これは物理学科向けの本で、ちゃんと数学的に特殊相対論に入門する本である。古典力学Maxwell方程式と、基本的な微分積分、行列の知識があれば入門していけるはず。

僕はこの本の前に別の本で入門したが難しすぎて半分しか進めなかった。そこで、この本で勉強したら、式の導出がとても丁寧でスッと特殊相対論の世界に入門できた。

マイケルソン・モーレーの実験、ローレンツフィッツジェラルドの収縮仮説など、Lorentz変換までの導出が鮮やかで、さらにはエーテルの話や天体論の話も序章に入っていて、単純に読み物としても面白いし、この本からは一貫した哲学を感じる。

それは、この著者も相対論の表現する数式ではなく、その背後にある精神性に惹かれているのだと、読んでいて感じさせられる点だ。精神性に共感してくれる人の書く本は面白い。この本もそれに漏れないことを僕は保証する。ただし、最終章の一般相対論の部は紙面の関係であまりにも説明を端折っているので、一般相対論は別の本で入門すべきだろう。そこは読む必要がない。

しっかりと数学的に相対論を理解できたなら、きっと世界の展望は大きくひらけてくるだろう。

 

他にもDawkinsの利己的な遺伝子など、読んでよかった名著は存在するが、こういうのはごちゃごちゃあげても意味がないので、数は絞った。
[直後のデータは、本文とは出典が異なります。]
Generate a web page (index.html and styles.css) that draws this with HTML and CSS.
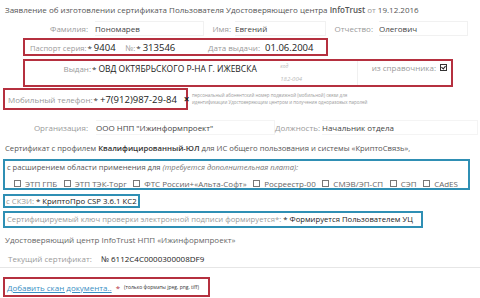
FILE: index.html
```html
<!doctype html>
<html>
<head>
<meta charset="UTF-8">
<title>Заявление на сертификат</title>
<link rel="stylesheet" href="styles.css">
</head>
<body>
<div class="page">
	<div class="title">Заявление об изготовлении сертификата Пользователя Удостоверяющего центра <b>InfoTrust</b> <span class="lbl">от</span> 19.12.2016</div>

	<div class="row names">
		<span class="lbl l-fam">Фамилия:</span><span class="fld f-fam">Пономарев</span>
		<span class="lbl l-name">Имя:</span><span class="fld f-name">Евгений</span>
		<span class="lbl l-otch">Отчество:</span><span class="fld f-otch">Олегович</span>
	</div>

	<div class="box red passport">
		<div class="seg s-ser"><span class="lbl l-ser">Паспорт серия:</span><span class="req">*</span><span class="val">9404</span></div>
		<div class="seg s-num"><span class="lbl">№:</span><span class="req">*</span><span class="val">313546</span></div>
		<div class="seg"><span class="lbl l-date">Дата выдачи:</span><span class="val">01.06.2004</span></div>
	</div>

	<div class="box red issued">
		<div class="iss-main">
			<span class="lbl l-iss">Выдан:</span><span class="req">*</span><span class="val v-iss">ОВД ОКТЯБРЬСКОГО Р-НА Г. ИЖЕВСКА</span>
		</div>
		<div class="code">
			<span class="code-lbl">код</span>
			<span class="code-val">182-004</span>
		</div>
		<div class="dict">
			<span class="lbl">из справочника:</span><span class="chk on"></span>
		</div>
	</div>

	<div class="phone-row">
		<div class="box red phone">
			<span class="lbl">Мобильный телефон:</span><span class="req">*</span><span class="val v-phone">+7(912)987-29-84</span><span class="caret"></span><span class="clear">×</span>
		</div>
		<div class="hint">
			<div>персональный абонентский номер подвижной (мобильной) связи для</div>
			<div>идентификации Удостоверяющим центром и получения одноразовых паролей</div>
		</div>
	</div>

	<div class="row org">
		<span class="lbl l-org">Организация:</span><span class="fld f-org">ООО НПП "Ижинформпроект"</span>
		<span class="lbl l-pos">Должность:</span><span class="fld f-pos">Начальник отдела</span>
	</div>

	<div class="line cert">Сертификат с профилем <b>Квалифицированный-ЮЛ</b> для ИС общего пользования и системы «КриптоСвязь»,</div>

	<div class="box blue ext">
		<div class="ext-head">с расширением области применения для <i>(требуется дополнительная плата):</i></div>
		<div class="opts">
			<span class="opt"><span class="chk"></span>ЭТП ГПБ</span>
			<span class="opt"><span class="chk"></span>ЭТП ТЭК-Торг</span>
			<span class="opt"><span class="chk"></span>ФТС России+«Альта-Софт»</span>
			<span class="opt"><span class="chk"></span>Росреестр-00</span>
			<span class="opt"><span class="chk"></span>СМЭВ/ЭП-СП</span>
			<span class="opt"><span class="chk"></span>СЭП</span>
			<span class="opt"><span class="chk"></span>CAdES</span>
		</div>
	</div>

	<div class="box blue skzi">
		<span class="lbl">с СКЗИ:</span> <span class="val2">* КриптоПро CSP 3.6.1 КС2</span>
	</div>

	<div class="box blue keygen">
		<span class="lbl">Сертифицируемый ключ проверки электронной подписи формируется*:</span> <span class="val2">* Формируется Пользователем УЦ</span>
	</div>

	<div class="line ca">Удостоверяющий центр InfoTrust НПП «Ижинформпроект»</div>

	<div class="line current">
		<span class="lbl l-cur">Текущий сертификат:</span><span class="val2">№ 6112C4C0000300008DF9</span>
	</div>

	<div class="box red scan">
		<a href="#" class="add">Добавить скан документа..</a><span class="req">*</span><span class="small">(только форматы jpeg, png, tiff)</span>
	</div>
</div>
</body>
</html>
```

FILE: styles.css
```css
body{margin:0;background:#fff}
.page{
	font-family:"Open Sans","Liberation Sans",sans-serif;
	font-size:8px;
	color:#444;
	width:480px;
	height:298px;
	overflow:hidden;
}
.lbl{color:#9a9a9a}
.req{color:#333;margin:0 2px 0 1px}
.val{color:#222;font-size:9.5px}
.val2{color:#222}

.title{height:20px;line-height:20px;padding-left:5px;color:#555;white-space:nowrap}
.title b{font-weight:600}

.row{display:flex;align-items:center;white-space:nowrap}
.names{height:16px}
.l-fam{width:88px;text-align:right;margin-right:7px}
.fld{color:#444;border:1px solid #f1f1f1;border-left:none;padding:1px 0}
.f-fam{width:108px}
.l-name{width:27px;text-align:right;margin-right:4px}
.f-name{width:90px}
.l-otch{width:47px;text-align:right;margin-right:6px}
.f-otch{width:88px}

.box{box-sizing:border-box;border:2px solid;white-space:nowrap}
.red{border-color:#b5303f}
.blue{border-color:#2f8fb4}

.passport{margin:2px 0 0 23px;width:305px;height:18px;display:flex;align-items:center;padding-left:4px}
.seg{display:flex;align-items:baseline;flex-shrink:0}
.s-ser{width:96px}
.s-num{width:83px}
.l-ser{margin-left:1px;font-size:7.6px}
.l-date{margin-right:5px}

.issued{margin:3px 0 0 23px;width:430px;height:28px;display:flex;align-items:flex-start}
.iss-main{width:238px;display:flex;align-items:center;padding-top:2px;height:11px}
.l-iss{width:66px;text-align:right}
.v-iss{font-size:8.5px}
.code{width:101px;height:24px;border-right:1px solid #f0f0f0;padding-left:22px;box-sizing:border-box;display:flex;flex-direction:column;font-style:italic;color:#b8b8b8}
.code-lbl{font-size:5px;margin-top:2px}
.code-val{font-size:6px;margin-top:6px}
.dict{display:flex;align-items:center;padding:1px 0 0 14px}

.chk{display:inline-block;box-sizing:border-box;width:7px;height:7px;border:1px solid #777;background:#fff;margin-right:4px;position:relative}
.dict .chk{margin-left:4px;border-color:#333}
.chk.on::after{content:"";position:absolute;left:1px;top:0;width:2px;height:3px;border:solid #222;border-width:0 1px 1px 0;transform:rotate(40deg)}

.phone-row{display:flex;align-items:center;margin-top:1px;height:22px}
.phone{margin-left:3px;width:185px;height:22px;display:flex;align-items:center;padding-left:3px}
.v-phone{font-size:9.5px}
.caret{width:1px;height:11px;background:#222;margin-left:1px}
.clear{color:#222;font-size:10px;font-weight:700;margin-left:6px}
.hint{font-size:4.5px;line-height:7px;color:#999;margin-left:4px}

.org{height:18px;margin-top:8px}
.l-org{width:88px;text-align:right;margin-right:8px}
.f-org{width:178px;border-color:#f4f4f4}
.l-pos{width:42px;text-align:right;margin-right:5px}
.f-pos{width:155px;border-color:#f4f4f4}

.line{height:16px;line-height:16px;padding-left:5px;white-space:nowrap}
.cert{margin-top:4px;color:#555;font-size:7.7px}
.cert b{font-weight:600;color:#333}

.ext{margin:3px 0 0 3px;width:467px;height:31px;padding:1px 0 0 2px}
.ext-head{color:#555;line-height:10px;font-size:7.6px}
.ext-head i{font-style:italic;color:#777}
.opts{display:flex;justify-content:space-between;padding:6px 10px 0 7px;color:#666}
.opt{display:flex;align-items:center}

.skzi{margin:4px 0 0 3px;width:137px;height:14px;line-height:10px;padding-left:1px;font-size:7.8px}
.keygen{margin:3px 0 0 3px;width:420px;height:17px;line-height:13px;padding-left:2px;font-size:7.7px}

.ca{margin-top:4px;color:#666}
.current{margin-top:3px;padding-left:8px;border-bottom:1px solid #e6e6e6;color:#444}
.l-cur{margin-right:9px}

.scan{margin:9px 0 0 3px;width:207px;height:20px;display:flex;align-items:center;padding-left:2px}
.add{color:#3b8fc4;text-decoration:underline}
.scan .req{margin:0 4px 0 4px;color:#b5303f}
.small{font-size:5px;color:#333}
```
今の自分を確実に作っているのはこれらの本である。特に、1,2の影響は計り知れない。

少しでも僕の書評で興味を持っていただけて読んでみたいと思ったら手にとって読んでみてほしい。

あなたの最高の読書ライフにわずかにでも貢献できればと思い、このブログを閉じます。お読みいただきありがとうございます。